Merge pull request #32 from orxfun/readme-revised

orxfun · web-flow · commit 25217d378b5a · 2024-10-04T17:31:35.000+02:00
readme revised
diff --git a/Cargo.toml b/Cargo.toml
@@ -1,6 +1,6 @@
 [package]
 name = "orx-concurrent-vec"
-version = "3.0.1"
+version = "3.0.2"
 edition = "2021"
 authors = ["orxfun <orx.ugur.arikan@gmail.com>"]
 description = "A thread-safe, efficient and lock-free vector allowing concurrent grow, read and update operations."
diff --git a/README.md b/README.md
@@ -162,31 +162,19 @@ In the benchmark, we fix the number of updater threads to 4 and change the numbe
 
 ### Growth Performance
 
-The following experiments focus only on the concurrent growth or collection of the elements.

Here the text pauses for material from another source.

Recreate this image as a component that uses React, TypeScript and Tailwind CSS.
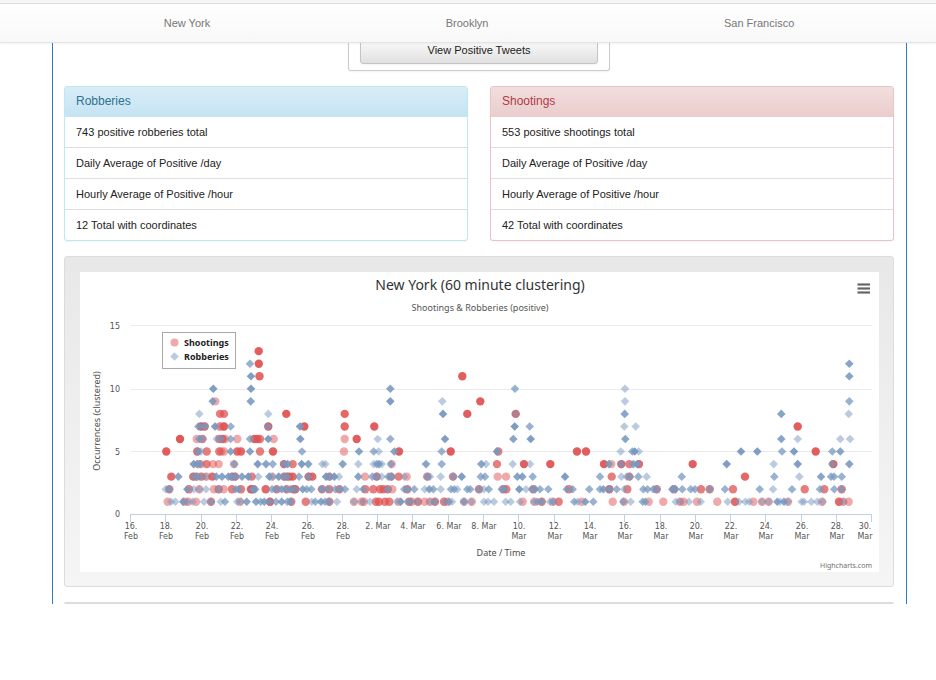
type Row = [occurrences: number, points: string];

// Each point is "x:n": horizontal position and number of stacked clusters.
const shootings: Row[] = [
  [13, '258.7:4'],
  [12, '258.8:4'],
  [11, '259.5:3 462.3:4'],
  [9, '215.3:1 480.3:4'],
  [8, '220:2 224:2 286.3:4 344.7:3 467.3:4 515.7:3'],
  [7, '201:4 204.7:3 219.3:1 221:1 224:4 268.3:4 304.3:4 344.7:3 374.3:4 797.7:4'],
  [6, '180:5 196.7:1 202.3:2 219.3:2 222.7:3 225.3:1 237.3:1 254.3:3 257.3:3 260:2 273.7:1 344.7:1 356.7:4'],
  [5, '166.3:4 197.3:3 206.7:2 219.3:2 221.3:1 224:1 237.3:3 241:3 260:2 273:4 344:1 399:4 450.7:4 498.3:2 577:4 586:4 815.7:4'],
  [4, '198.3:1 201:1 206.7:2 213:1 218.7:1 234:1 284:3 292.7:2 391.7:1 497:2 524:4 550.3:4 604:4 611.3:1 621.3:4 629.3:2 639:3 692.7:4 833.3:4'],
  [3, '171.3:3 193.3:3 196.7:2 201.7:2 206.3:1 212.3:3 232:2 235:3 251.7:2 272:1 284:2 286.7:2 289.3:3 292.7:3 308.7:4 312.3:3 329.3:2 365:1 376.7:3 391:2 398.7:2 406.7:1 427.3:2 453:2 497.7:1 506:1 611.7:2 629.3:2 745:3'],
  [2, '169.3:2 189:2 199.3:1 214:1 218.7:2 223.7:1 232:2 241:2 251:4 253.3:3 265.7:3 276.7:2 286.7:2 293.3:2 295.3:3 322:2 329.3:2 339.3:2 365.3:2 373.3:2 380:2 383.3:2 387.7:2 392.3:1 407.3:2 479:2 503.3:2 506.3:2 533.3:2 569:2 609.3:3 627.3:2 656.7:2 674:2 701:2 709.7:2 733:2 804.7:2 824.3:2 841.7:2'],
  [1, '167.7:1 184.3:1 188.3:1 196:1 211:2 240:1 270:4 291.3:2 305.7:2 329.3:2 354:1 361.7:1 364:1 376:2 379:2 385:2 389.3:2 399:1 409.3:2 412:1 418:2 424.7:1 430:1 435:2 444:2 447.7:1 464:1 471.7:1 522.7:1 534.3:1 541.7:2 552.7:1 558.7:2 581.7:1 612.7:1 624:1 648.7:1 663.3:1 680:1 683.7:1 697:1 717.3:1 735:3 753.3:1 762:1 768.7:1 788:1 822:1 839:3 843.3:1 848.7:1'],
];

const robberies: Row[] = [
  [12, '250:2 849.3:3'],
  [11, '251:4 849.3:3'],
  [10, '213.3:4 251:4 390.3:3 515:2 625:1'],
  [9, '212.7:3 250.7:3 390.3:4 442.3:1 625:1 849.3:2'],
  [8, '199.3:1 268.3:1 443:4 515.7:1 624.7:3 781.3:3 848.7:1'],
  [7, '198.3:2 201:1 204.7:3 215:4 230.7:2 268:2 300:4 514.7:5 529.7:2 624.3:1 635.7:1'],
  [6, '199.3:3 203.3:1 216.7:1 220.7:2 230.7:2 250:2 268.3:4 300.3:4 377.7:1 390.3:2 445:4 513.3:3 530.7:4 625.3:3 781.3:3 797.7:1 840.3:1 850:1'],
  [5, '198:3 201:1 230.7:3 250:3 302:2 359:3 373.7:2 378.7:1 394.3:3 441.7:2 497:4 620.7:1 632.3:2 634.7:4 638.7:1 741:4 757.3:4 782:2 794:4 832.3:2 840.3:3'],
  [4, '193.7:4 197.3:2 200.3:2 234.3:2 257.7:4 266:3 272.7:2 284:2 287.7:3 301.7:4 308.3:3 322.3:1 325.3:1 342.7:3 358.3:1 373.7:1 376.7:2 379:3 381.7:1 391:2 426:3 441.7:2 481.3:3 486:1 512.7:1 530:1 609:3 621.3:2 633.3:3 637.3:3 726.7:4 773.7:1 797.7:4 832.3:2 849.3:3'],
  [3, '178.3:3 193.3:1 196:2 200:2 206:1 216.3:3 222:3 228.3:3 232:2 235.3:3 242:3 248.3:4 258.3:1 269.3:3 272.7:1 278.7:4 284:2 287.3:2 299:2 308.3:2 326:4 330:2 334.3:4 339:1 358.3:3 372.3:2 376.7:2 381.7:1 388.3:2 391.7:3 404.3:1 427.3:2 430:1 440.7:1 453.3:2 461.7:4 480.7:2 485:2 517.3:3 522.3:3 532.7:2 565:4 600:2 621.3:1 626.7:1 630:2 638.3:2 646.7:1 681.7:2 774.3:2 799.3:1 821:3 831:2 834:2 841.7:2'],
  [2, '165.7:1 169:3 187.3:3 194:1 199.3:1 206:1 218.7:2 235.7:2 238.7:2 253:4 255.3:2 272:2 276:2 281.7:3 286:2 290.7:3 295:2 302.7:3 306.7:2 311.3:2 321.7:3 327.3:2 335.3:2 340:2 345:2 356.7:1 363.3:2 387.7:2 404.3:2 407.7:2 414.3:2 424.7:1 429.3:3 433.3:2 440.7:1 451:2 454.3:2 457.3:1 467.3:2 470.3:2 479:2 484:1 488.7:2 501.7:2 504:3 519.3:4 526:1 532:2 535:2 540:2 548.3:2 566.7:2 572.7:2 589.3:2 600:2 603.3:3 609.3:3 616.7:2 624.3:1 643.3:2 647.5:2 653.3:2 656.7:2 672.3:3 675.3:3 682.3:2 690.7:2 695:2 709.7:2 725:2 759.7:2 773:1 792:2 820:2 834.3:2 841.7:2'],
  [1, '171:1 175.3:1 183.3:3 187.3:1 192.7:1 204:1 211:2 220.7:1 225:2 237.3:1 240.7:1 246.7:3 256:3 260.7:2 264.3:3 269.3:2 276:2 281.7:3 287.3:2 290.7:3 311.7:1 315.3:2 321:3 325:2 329:2 337:1 354:1 362.7:1 370:1 396.7:1 400.7:3 407.3:1 410.7:2 418:1 430:1 435:2 445:1 449:2 452:1 464:3 471.5:1 484:1 488:1 494:1 505.7:1 510.7:1 520:1 534:1 537.3:2 541.7:2 550:1 553.3:2 574.3:2 577.7:1 585.3:3 593.3:2 623.3:2 630.7:1 642.7:2 645.3:2 675.7:1 680:1 689:1 700.7:1 727.7:1 739:1 745.3:1 749.3:1 762:1 768.7:1 777.3:3 780:1 784:3 788:1 801.7:1 804:1 811.3:1 817.3:1 822.7:1 843.3:1'],
];

const ticks = [
  '16. Feb', '18. Feb', '20. Feb', '22. Feb', '24. Feb', '26. Feb', '28. Feb',
  '2. Mar', '4. Mar', '6. Mar', '8. Mar', '10. Mar', '12. Mar', '14. Mar', '16. Mar',
  '18. Mar', '20. Mar', '22. Mar', '24. Mar', '26. Mar', '28. Mar', '30. Mar',
];

const yOf = (value: number) => 514.3 - value * 12.55;

function expand(rows: Row[]) {
  return rows.flatMap(([value, points]) =>
    points.split(' ').map((point) => {
      const [x, n] = point.split(':').map(Number);
      return { x, y: yOf(value), opacity: 1 - Math.pow(0.5, n) };
    }),
  );
}

function Diamond({ x, y, opacity }: { x: number; y: number; opacity: number }) {
  return <path d={`M${x} ${y - 4.3}l4.3 4.3l-4.3 4.3l-4.3 -4.3z`} fill="#7798bf" fillOpacity={opacity} />;
}

function Chart() {
  return (
    <svg
      viewBox="80 272 799 300"
      className="block h-auto w-full bg-white font-['Noto_Sans',sans-serif]"
      role="img"
      aria-label="New York shootings and robberies"
    >
      <text x="480" y="290" textAnchor="middle" className="fill-[#333333] text-[14px]">
        New York (60 minute clustering)
      </text>
      <text x="480" y="311" textAnchor="middle" className="fill-[#555555] text-[9px]">
        Shootings &amp; Robberies (positive)
      </text>
      {[284.5, 288.5, 292.5].map((y) => (
        <path key={y} d={`M857.5 ${y}H870`} stroke="#666666" strokeWidth="2.2" />
      ))}

      {[325.5, 389.5, 451.5].map((y) => (
        <path key={y} d={`M131 ${y}H872`} stroke="#ebebeb" />
      ))}
      <path d="M130 514.5H872" stroke="#c0d0e0" />
      {ticks.map((tick, i) => {
        const x = Math.round(130 + i * 35.3) + 0.5;
        const [day, month] = tick.split(' ');
        const last = i === ticks.length - 1;
        const oneLine = i >= 7 && i <= 10;
        const labelX = last ? 865 : x + 0.5;
        return (
          <g key={tick} textAnchor="middle" className="fill-[#555555] font-['DejaVu_Sans',sans-serif] text-[8px]">
            <path d={`M${x} 514V522`} stroke="#c0d0e0" />
            {oneLine ? (
              <text x={labelX} y="529">{tick}</text>
            ) : (
              <>
                <text x={labelX} y="529">{day}</text>
                <text x={labelX} y="539">{month}</text>
              </>
            )}
          </g>
        );
      })}
      {[0, 5, 10, 15].map((v) => (
        <text
          key={v}
          x="120"
          y={Math.round(yOf(v)) + 3}
          textAnchor="end"
          className="fill-[#555555] font-['DejaVu_Sans',sans-serif] text-[8px]"
        >
          {v}
        </text>
      ))}
      <text transform="translate(100 421) rotate(-90)" textAnchor="middle" className="fill-[#4d4d4d] text-[9px]">
        Occurrences (clustered)
      </text>
      <text x="501" y="556" textAnchor="middle" className="fill-[#4d4d4d] text-[9px]">
        Date / Time
      </text>

      {expand(shootings).map((p, i) => (
        <circle key={i} cx={p.x} cy={p.y} r="4.2" fill="#df5353" fillOpacity={p.opacity} />
      ))}
      {expand(robberies).map((p, i) => (
        <Diamond key={i} {...p} />
      ))}

      <rect x="162.5" y="332.5" width="73" height="36" fill="#ffffff" stroke="#a8a8a8" />
      <circle cx="174.5" cy="342.5" r="4" fill="#df5353" fillOpacity="0.5" />
      <Diamond x={174.5} y={356.5} opacity={0.5} />
      <g className="fill-[#222222] text-[9px] font-bold">
        <text x="184" y="346">Shootings</text>
        <text x="184" y="360">Robberies</text>
      </g>
      <text x="872" y="568" textAnchor="end" className="fill-[#707070] text-[7px]">
        Highcharts.com
      </text>
    </svg>
  );
}

interface PanelProps {
  title: string;
  rows: string[];
  border: string;
  heading: string;
}

function Panel({ title, rows, border, heading }: PanelProps) {
  return (
    <section className={`flex-1 rounded-[3px] border bg-white shadow-xs ${border}`}>
      <h2 className={`flex h-[30px] items-center px-[11px] pb-[2px] text-[12px] ${heading}`}>{title}</h2>
      <ul className="divide-y divide-[#dddddd]">
        {rows.map((row) => (
          <li key={row} className="flex h-[31px] items-center px-[11px] text-[11px] last:h-[30px]">
            {row}
          </li>
        ))}
      </ul>
    </section>
  );
}

export default function App() {
  return (
    <div className="min-h-screen bg-white font-['Liberation_Sans',Arial,sans-serif] text-[#222222]">
      <header className="sticky top-0 z-10 border-b border-[#e4e4e4] bg-[#f6f6f6] pt-[3px] shadow-xs">
        <nav className="flex h-[39px] items-center border-t border-[#dddddd] bg-linear-to-b from-white to-[#f8f8f8] pr-6 pl-[46px] text-[11px] text-[#777777]">
          <a href="#new-york" className="flex-auto text-center">New York</a>
          <a href="#brooklyn" className="flex-auto text-center">Brooklyn</a>
          <a href="#san-francisco" className="flex-auto text-center">San Francisco</a>
        </nav>
      </header>

      <main className="-mt-[7px] mr-[29px] ml-[52px] border-x border-[#337ab7] pr-3 pl-[11px]">
        <div className="mx-auto w-[262px] rounded-b-[3px] border border-t-0 border-[#cccccc] px-[11px] pb-[6px] shadow-xs">
          <button
            type="button"
            className="block h-7 w-full rounded-[3px] border border-[#c4c4c4] bg-linear-to-b from-white to-[#e0e0e0] text-[11px] text-[#222222] shadow-xs"
          >
            View Positive Tweets
          </button>
        </div>

        <div className="mt-[15px] flex gap-[22px]">
          <Panel
            title="Robberies"
            border="border-[#bce8f1]"
            heading="text-[#31708f] bg-linear-to-b from-[#d9edf7] to-[#c4e3f3]"
            rows={['743 positive robberies total', 'Daily Average of Positive /day', 'Hourly Average of Positive /hour', '12 Total with coordinates']}
          />
          <Panel
            title="Shootings"
            border="border-[#e8c4c8]"
            heading="text-[#b03a48] bg-linear-to-b from-[#f2dede] to-[#ebcccc]"
            rows={['553 positive shootings total', 'Daily Average of Positive /day', 'Hourly Average of Positive /hour', '42 Total with coordinates']}
          />
        </div>

        <div className="mt-[15px] rounded-[3px] border border-[#dcdcdc] bg-linear-to-b from-[#e8e8e8] to-[#f5f5f5] pt-[15px] pr-[14px] pb-[14px] pl-[15px]">
          <Chart />
        </div>
        <div className="mt-[15px] h-[2px] rounded-t-[3px] bg-[#dcdcdc]" />
      </main>
    </div>
  );
}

+As mentioned, `ConcurrentVec` aims high performance concurrent growth. Therefore, certain design decisions are taken to enable safe `extend` method in order to overcome the **false sharing** problem.
 
-#### Growth with ***push***
+> [Wikipedia](https://en.wikipedia.org/wiki/False_sharing): *When a system participant attempts to periodically access data that is not being altered by another party, but that data shares a cache block with data that is being altered, the caching protocol may force the first participant to reload the whole cache block despite a lack of logical necessity.*
 
-In the first part, *rayon*'s parallel iterator, and push methods of *AppendOnlyVec*, *boxcar::Vec* and *ConcurrentVec* are used to collect results from multiple threads. Further, different underlying pinned vectors of the *ConcurrentVec* are evaluated. You may find the details of the benchmarks at [benches/collect_with_push.rs](https://github.com/orxfun/orx-concurrent-vec/blob/main/benches/collect_with_push.rs).
+Described problem can easily be experienced when multiple writers are concurrently pushing elements to the vector. We can avoid this problem by letting each writer ***extend the vector by multiple consecutive elements***; hence, making it unlikely that the cache blocks being accessed and altered by different threads will overlap. Furthermore, growth in batches has the advantage of requiring fewer atomic updates, and hence, reducing the overhead of concurrency.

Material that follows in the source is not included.